Understanding and improving global crop response to ozone pollution

Abstract

Concentrations of ground-level ozone ([O₃ ]) over much of the Earth's land surface have more than doubled since pre-industrial times. The air pollutant is highly variable over time and space, which makes it difficult to assess the average agronomic and economic impacts of the pollutant as well as to breed crops for O₃ tolerance. Recent modeling efforts have improved quantitative understanding of the effects of current and future [O₃ ] on global crop productivity, and experimental advances have improved understanding of the cellular O₃ sensing, signaling and response mechanisms.
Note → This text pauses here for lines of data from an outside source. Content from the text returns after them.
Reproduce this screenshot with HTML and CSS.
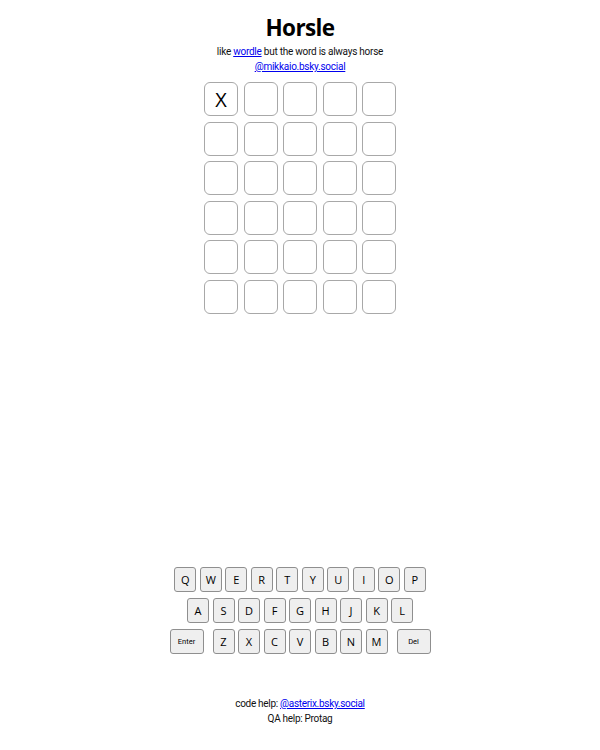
FILE: index.html
```html
<!DOCTYPE html>
<html lang="en">
<head>
<meta charset="utf-8">
<title>Horsle</title>
<link rel="stylesheet" href="styles.css">
</head>
<body>
<div class="app">
  <header class="header">
    <h1 class="title">Horsle</h1>
    <p class="subtitle">like <a href="#">wordle</a> but the word is always horse</p>
    <p class="subtitle"><a href="#">@mikkaio.bsky.social</a></p>
  </header>

  <div class="board">
    <div class="row"><div class="tile">X</div><div class="tile"></div><div class="tile"></div><div class="tile"></div><div class="tile"></div></div>
    <div class="row"><div class="tile"></div><div class="tile"></div><div class="tile"></div><div class="tile"></div><div class="tile"></div></div>
    <div class="row"><div class="tile"></div><div class="tile"></div><div class="tile"></div><div class="tile"></div><div class="tile"></div></div>
    <div class="row"><div class="tile"></div><div class="tile"></div><div class="tile"></div><div class="tile"></div><div class="tile"></div></div>
    <div class="row"><div class="tile"></div><div class="tile"></div><div class="tile"></div><div class="tile"></div><div class="tile"></div></div>
    <div class="row"><div class="tile"></div><div class="tile"></div><div class="tile"></div><div class="tile"></div><div class="tile"></div></div>
  </div>

  <div class="spacer"></div>

  <div class="keyboard">
    <div class="krow">
      <button class="key">Q</button><button class="key">W</button><button class="key">E</button><button class="key">R</button><button class="key">T</button><button class="key">Y</button><button class="key">U</button><button class="key">I</button><button class="key">O</button><button class="key">P</button>
    </div>
    <div class="krow">
      <button class="key">A</button><button class="key">S</button><button class="key">D</button><button class="key">F</button><button class="key">G</button><button class="key">H</button><button class="key">J</button><button class="key">K</button><button class="key">L</button>
    </div>
    <div class="krow">
      <button class="key key-wide key-enter">Enter</button><button class="key">Z</button><button class="key">X</button><button class="key">C</button><button class="key">V</button><button class="key">B</button><button class="key">N</button><button class="key">M</button><button class="key key-wide key-del">Del</button>
    </div>
  </div>

  <footer class="footer">
    <p class="credit">code help: <a href="#">@asterix.bsky.social</a></p>
    <p class="credit">QA help: Protag</p>
  </footer>
</div>
</body>
</html>
```

FILE: styles.css
```css
html, body {
  margin: 0;
  padding: 0;
  background: #ffffff;
}

body {
  font-family: "Open Sans", "Noto Sans", "Liberation Sans", sans-serif;
  color: #111;
}

.app {
  height: 750px;
  box-sizing: border-box;
  padding: 13px 0 24px;
  display: flex;
  flex-direction: column;
  align-items: center;
}

.header {
  text-align: center;
}

.title {
  margin: 0 0 2px;
  font-size: 22.5px;
  line-height: 29px;
  font-weight: 700;
  letter-spacing: -0.6px;
  color: #000;
}

.subtitle {
  margin: 0;
  font-family: Roboto, "Open Sans", sans-serif;
  font-size: 10px;
  line-height: 15px;
  letter-spacing: -0.25px;
}

a {
  color: #0000ee;
  text-decoration: underline;
}

.board {
  margin-top: 8px;
  display: flex;
  flex-direction: column;
  gap: 5.5px;
}

.row {
  display: flex;
  gap: 5.5px;
}

.tile {
  width: 34px;
  height: 34px;
  box-sizing: border-box;
  border: 1px solid #a8a8a8;
  border-radius: 6px;
  display: flex;
  align-items: center;
  justify-content: center;
  font-size: 20px;
  color: #000;
}

.spacer {
  flex: 1;
}

.keyboard {
  display: flex;
  flex-direction: column;
  align-items: center;
  gap: 6px;
}

.krow {
  display: flex;
  gap: 3.5px;
}

.key {
  width: 22px;
  height: 25px;
  box-sizing: border-box;
  margin: 0;
  padding: 0;
  border: 1px solid #8f8f8f;
  border-radius: 3px;
  background: #efefef;
  font-family: "Open Sans", "Noto Sans", "Liberation Sans", sans-serif;
  font-size: 11px;
  color: #000;
}

.key-wide {
  width: 34px;
  font-family: Roboto, "Open Sans", sans-serif;
  font-size: 7.5px;
}

.key-enter {
  margin-right: 5.5px;
}

.key-del {
  margin-left: 5.5px;
}

.footer {
  margin-top: 42px;
  text-align: center;
}

.credit {
  margin: 0;
  font-family: Roboto, "Open Sans", sans-serif;
  font-size: 10px;
  line-height: 15px;
  letter-spacing: -0.3px;
}
```
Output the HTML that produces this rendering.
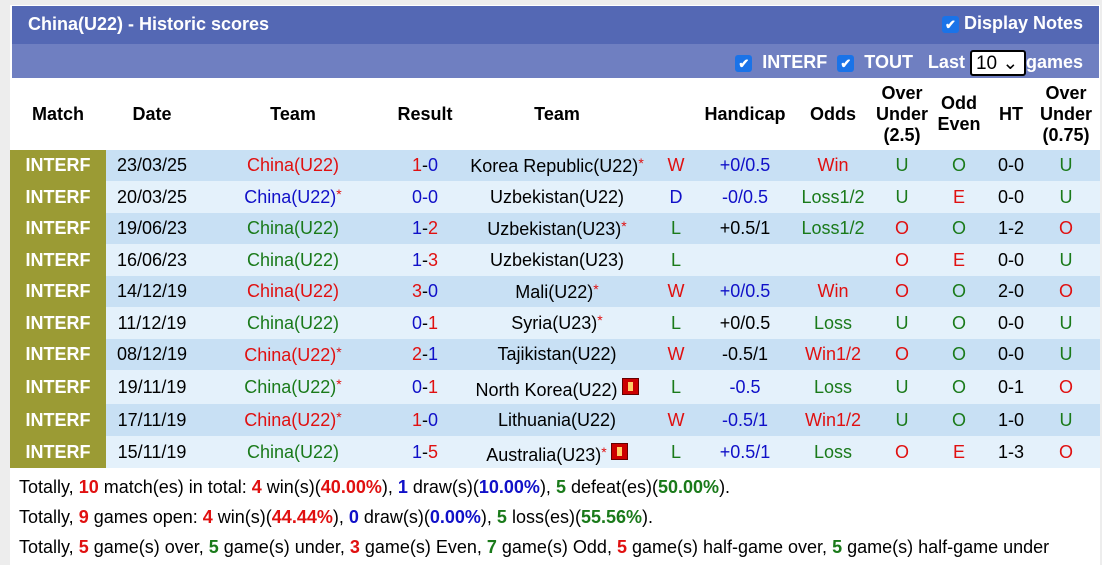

This work provides the fundamental background and justification for breeding and biotechnological approaches for improving O₃ tolerance in crops. There is considerable within-species variation in O₃ tolerance in crops, which has been used to create mapping populations for screening. Quantitative trait loci (QTL) for O₃ tolerance have been identified in model and crop species, and although none has been cloned to date, transcript profiling experiments have identified candidate genes associated with QTL. Biotechnological strategies for improving O₃ tolerance are also being tested, although there is considerable research to be done before O₃ -tolerant germplasm is available to growers for most crops. Strategies to improve O₃ tolerance in crops have been hampered by the lack of translation of laboratory experiments to the field, and the lack of correlation between visual leaf-level O₃ damage and yield loss to O₃ stress. Future efforts to screen mapping populations in the field and to identify more promising phenotypes for O₃ tolerance are needed.

Keywords: air pollution; biotechnology; crop breeding; crop yield; reactive oxygen species.